Après ces grandes leçons de l’expérience, comment un théologien allemand contemporain, le Père Lehmkuhl, peut-il exprimer le vœu d’une taxation universelle des salaires et des produits[1] ?

VI. — Pour que le jeu de l’offre et de la demande soit un mode légitime de détermination des prix, — et là où il est possible, il est le seul légitime[2], — il faut un certain nombre de conditions économiques : amplitude du marché, connaissance de la chose objet du contrat chez les parties, liberté de leur part ; en un mot, il faut que la concurrence existe en fait comme en droit. Là où elle ne peut se produire, le législateur est obligé, même de nos jours, d’en revenir aux taxations de prix pour empêcher les abus du monopole (§11).

Ces conditions n’ont pas toujours existé. Ne pas tenir compte de ce fait quand on juge le passé est aussi injuste qu’il est absurde de prétendre en faire revivre les institutions, d’ailleurs fort imparfaites, dans un milieu complètement différent.

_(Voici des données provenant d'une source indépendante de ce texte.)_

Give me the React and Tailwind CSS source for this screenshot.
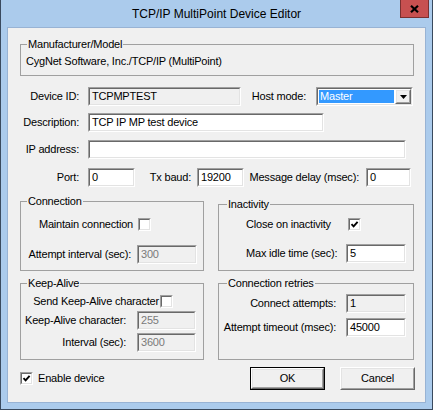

Là est l’explication des préventions contre la profession

  1. Nous citons textuellement : « At quoniam privata æmulatione ad justos limites adduci multa nequeunt, ne læsione sive justitiæ sive caritatis omnia scateant, nostris temporibus atque inter nostrorum temporum conditiones vix non necessarium est sive pretium rerum sive mercedem operariorum publica lege regi saltem, si nequeat plane determinari. » Theologia moralis (3e édit. Freiburg, Herder), t. I, p. 715.
  2. V. la remarque, citée plus haut, de Ballerini-Palmieri et surtout, t. III, p. 671, la critique d’une décision de Lugo reconnaissant aux princes le droit de transférer le domaine par des fixations légales de prix au-dessous de la valeur réelle des marchandises.